Le dialogue, un atout? Pour deux raisons. Tout d’abord parce qu’il permet de réaliser la conception que les deux protagonistes se font de la philosophie. «Le choix du dialogue n’implique rien d’autre que l’essai d’une pensée qui se cherche.» Ainsi s’exprime Philocalia. Et plus amplement Emmanuel: «J’ai pris de plus en plus conscience que la pratique de la philosophie devrait moins nous conduire à la traditionnelle élaboration des concepts pour bâtir de savants systèmes de pensée qu’à l’édification d’un art de vivre.» Une telle visée ne peut s’élaborer qu’à travers des expériences personnelles, et, dans le dialogue, de telles expériences peuvent s’échanger, se confronter, s’enrichir. On est, du coup, au seuil de ce qui fait l’objet des entretiens: «… explorer le champ de notre subjectivité…», «ce qui nous conduit inévitablement dans les plis, les méandres multiples et complexes de notre intériorité». Ici, les obstacles ne sont pas éludés. «L’intime, c’est certainement ce qu’il y a de plus retiré, de plus caché, de plus secret en nous. (…) L’intime nous échappe aussi à nous-même dans la mesure où il constitue ce fond sans fond difficilement accessible à notre propre connaissance.» Dans le début, puis tout à la fin des entretiens, on verra aussi que ce secret peut subir la violence, par le viol, la torture, l’extermination, la terreur.

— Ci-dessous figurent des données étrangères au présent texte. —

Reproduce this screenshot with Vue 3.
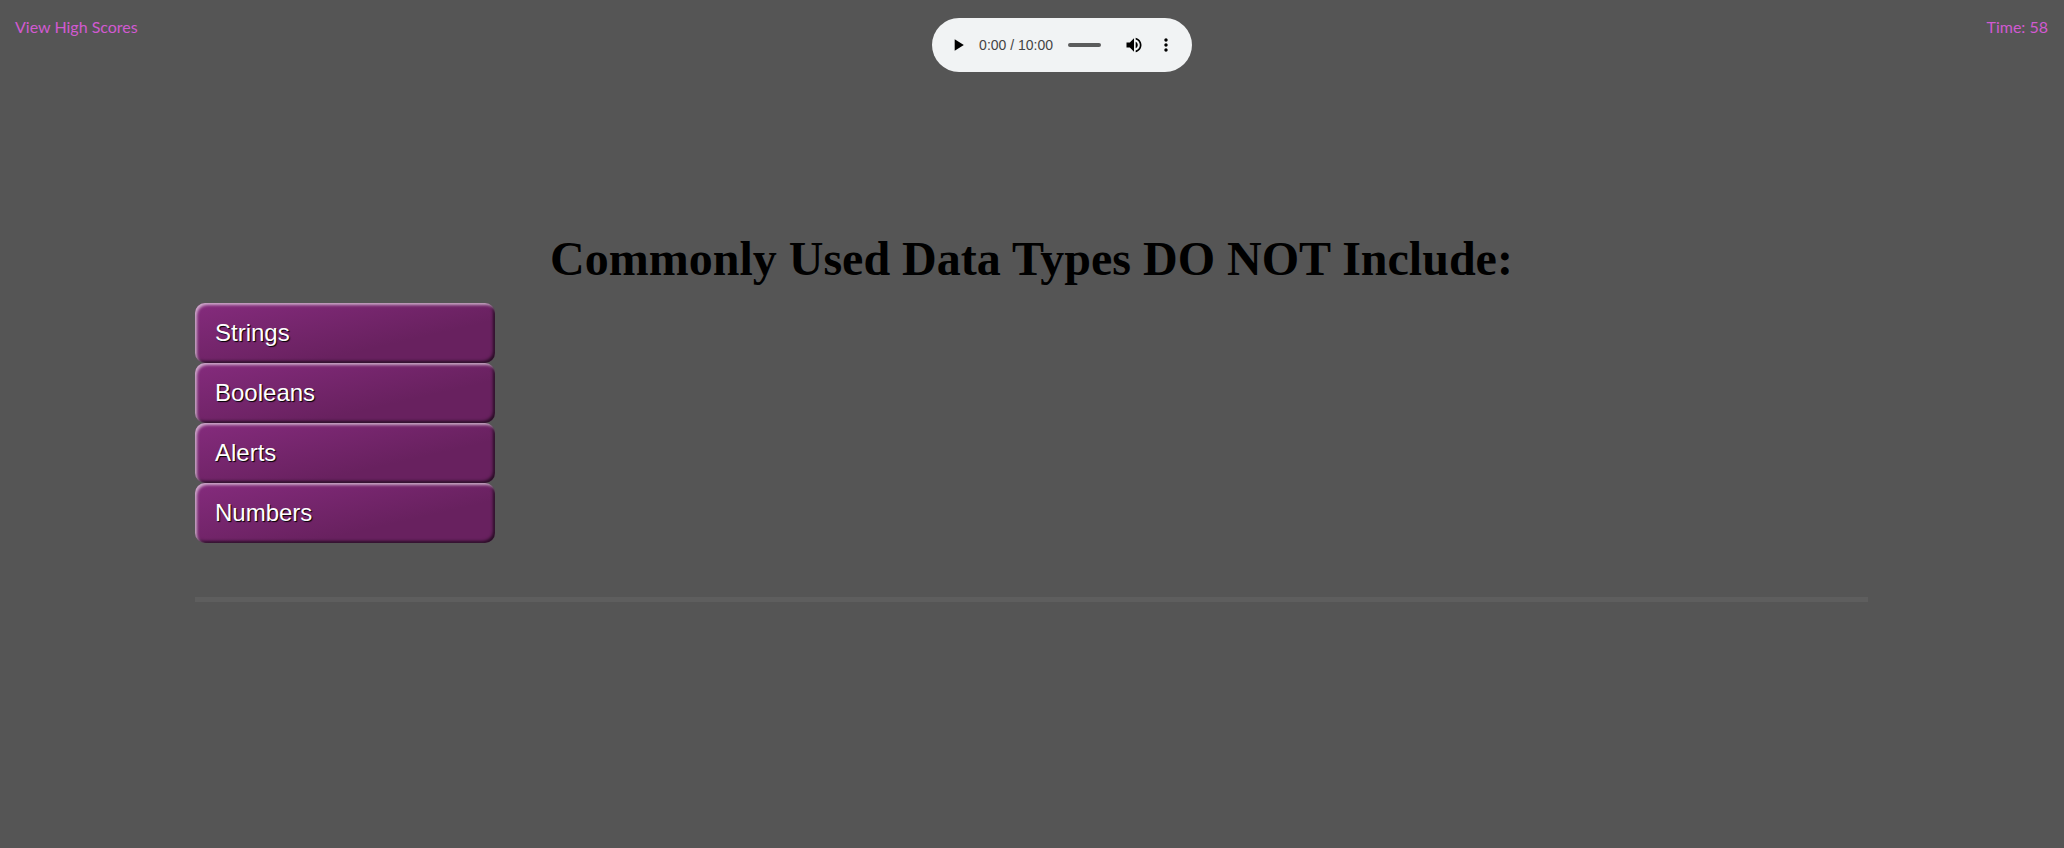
<script setup>
import { ref } from 'vue'

const question = 'Commonly Used Data Types DO NOT Include:'
const choices = ['Strings', 'Booleans', 'Alerts', 'Numbers']
const timeLeft = ref(58)
const position = ref(0)
</script>

<template>
  <div class="page">
    <header class="topbar">
      <a class="scores" href="#scores">View High Scores</a>
      <div class="player" role="group" aria-label="Background music">
        <button class="control" type="button" aria-label="Play">
          <svg viewBox="0 0 24 24" width="20" height="20"><path d="M8 5v14l11-7z" /></svg>
        </button>
        <span class="clock">0:00 / 10:00</span>
        <input v-model="position" class="seek" type="range" min="0" max="600" aria-label="Seek" />
        <button class="control" type="button" aria-label="Mute">
          <svg viewBox="0 0 24 24" width="20" height="20">
            <path d="M3 9v6h4l5 5V4L7 9H3zm13.500 3c0-1.770-1.020-3.290-2.500-4.030v8.050c1.480-.73 2.500-2.250 2.500-4.020zM14 3.230v2.060c2.890.86 5 3.540 5 6.710s-2.110 5.850-5 6.710v2.060c4.010-.91 7-4.490 7-8.770s-2.990-7.860-7-8.770z" />
          </svg>
        </button>
        <button class="control" type="button" aria-label="More options">
          <svg viewBox="0 0 24 24" width="20" height="20">
            <path d="M12 8c1.100 0 2-.9 2-2s-.9-2-2-2-2 .9-2 2 .9 2 2 2zm0 2c-1.100 0-2 .9-2 2s.9 2 2 2 2-.9 2-2-.9-2-2-2zm0 6c-1.100 0-2 .9-2 2s.9 2 2 2 2-.9 2-2-.9-2-2-2z" />
          </svg>
        </button>
      </div>
      <div class="timer">Time: {{ timeLeft }}</div>
    </header>

    <main class="quiz">
      <h1 class="question">{{ question }}</h1>
      <ul class="choices">
        <li v-for="choice in choices" :key="choice">
          <button class="choice" type="button">{{ choice }}</button>
        </li>
      </ul>
      <hr class="divider" />
    </main>
  </div>
</template>

<style>
body {
  margin: 0;
  background: #555;
}
</style>

<style scoped>
.page {
  min-height: 100vh;
  background: #555;
}
.topbar {
  display: flex;
  justify-content: space-between;
  align-items: flex-start;
  padding: 18px 16px 0 15px;
  color: #d15ad1;
  font: 16px/17px "Trebuchet MS", Lato, sans-serif;
}
.scores {
  color: inherit;
  text-decoration: none;
}
.player {
  display: flex;
  align-items: center;
  box-sizing: border-box;
  width: 260px;
  height: 54px;
  padding: 0 10px;
  border-radius: 27px;
  background: #f1f3f4;
}
.control {
  display: flex;
  flex: none;
  align-items: center;
  justify-content: center;
  width: 32px;
  height: 32px;
  padding: 0;
  border: 0;
  background: none;
  color: #000;
}
.control svg {
  fill: currentColor;
}
.clock {
  flex: none;
  margin-left: 5px;
  color: #444;
  font: 14px/20px "Liberation Sans", Arial, sans-serif;
  white-space: nowrap;
}
.seek {
  flex: 1;
  min-width: 0;
  height: 4px;
  margin: 0 17px 0 15px;
  appearance: none;
  border-radius: 2px;
  background: #5b5c5c;
}
.seek::-webkit-slider-thumb {
  appearance: none;
  width: 0;
  height: 0;
}
.quiz {
  margin: 0 196px 0 195px;
  padding-top: 159px;
}
.question {
  margin: 0 0 17px;
  color: #000;
  font: bold 48px/55px "Liberation Serif", "Times New Roman", serif;
  text-align: center;
}
.choices {
  margin: 0;
  padding: 0;
  list-style: none;
}
.choice {
  display: block;
  width: 300px;
  height: 60px;
  padding: 0 20px;
  border: 0;
  border-radius: 10px;
  background: linear-gradient(167deg, #852b7d 0%, #68215f 67%);
  box-shadow: inset 2px 2px 3px rgba(255, 255, 255, 0.6), inset -2px -2px 3px rgba(0, 0, 0, 0.6);
  color: #fff;
  font: 24px/28px "Liberation Sans", Arial, sans-serif;
  text-align: left;
  text-shadow: 1px 1px 1px #000;
}
.divider {
  height: 5px;
  margin: 54px 0 0;
  border: 0;
  background: #5e5e5e;
}
</style>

L’intime étant ce qu’il y a en chacun de nous de plus personnel, d’unique, on est obligé a priori de renoncer, pour en parler, à toute «universalisation par concepts».

Il ne peut être question ici de retracer dans toutes ses étapes le parcours décrit dans ce livre. Nous tenons d’abord à signaler ce qui fait l’essentiel de la démarche. L’intime étant ce qu’il y a en chacun de nous de plus personnel, d’unique, on est obligé a priori de renoncer, pour en parler, à toute «universalisation par concepts». Reste l’option, suggérée par Philocalia et reprise aussitôt par Emmanuel, de la phénoménologie: la saisie de la réalité telle qu’elle s’offre à nous, telle que nous la captons par notre expérience personnelle. Les mots clé sont alors: la VIE, vécue et appréhendée par nous comme «fondement de notre sphère subjective». La référence essentielle est ici la forme particulière donnée à la phénoménologie par le philosophe français Michel Henry. Tout le dialogue s’en nourrira, du début à la fin. Le mot «auto-affection», emprunté à Michel Henry, reviendra à de nombreuses reprises. Mais d’autres penseurs vont entrer dans la ronde, faisant surgir peu à peu une foule d’ aspects nouveaux de la vie intime. Aristote avec l’amour de soi, Jean-Jacques Rousseau et ses «intuitions étonnantes», Emmanuel Lévinas, que l’on rencontre à deux reprises. Puis, moins attendus, Schopenhauer et Nietzsche. Tout à fait nouveau pour nous, personnellement, François Jullien, auteur lui-mêne d’un livre De l’intime. Avec lui entre en jeu l’idée de partage, ouvrant l’accès à l’amitié (Montaigne, La Boétie), puis à la question Dieu peut-il être intime?, avec trois moments faisant surgir des textes clé de l’Ancien Testament, ensuite la parabole du fils prodigue, puis les psaumes. Saint Augustin avec ses mots célèbres «plus intérieur à moi que mon intime». Autre belle rencontre, pour laquelle nous sommes reconnaissant à l’auteur, celle de Jean-François Lyotard et son livre Confession d’Augustin, qualifié ici de «méditation poétique». Plus tard viendront encore, autour des signes révélateurs de l’intime, Sartre à cause du «regard», et encore Lévinas, avec la «caresse» et la «pudeur», liée au «féminin». Cette énumération de noms – difficilement évitable, ici – pourrait donner le change, faire naître l’impression d’un étalage d’érudition, mettre en péril le dialogue comme «pensée qui se cherche». Il n’en est rien. François Gachoud sait en faire bon usage. Tous ces auteurs entrent pour ainsi dire dans le dialogue des deux protagonistes, ils le nourrissent, le font progresser, lui donnent de la profondeur.

Il va de soi, vue la nature du sujet abordé, que bien des choses demeurent en marge, voire en dehors du propos tenu, que sur bien des points nous serions tentés d’annoncer notre désaccord ou tout au moins quelques réserves. Mais ce n’est pas ici le bon moment. Le livre est très bien écrit, il ouvre de multiples perspectives, donne à réfléchir et mérite d’être lu et discuté.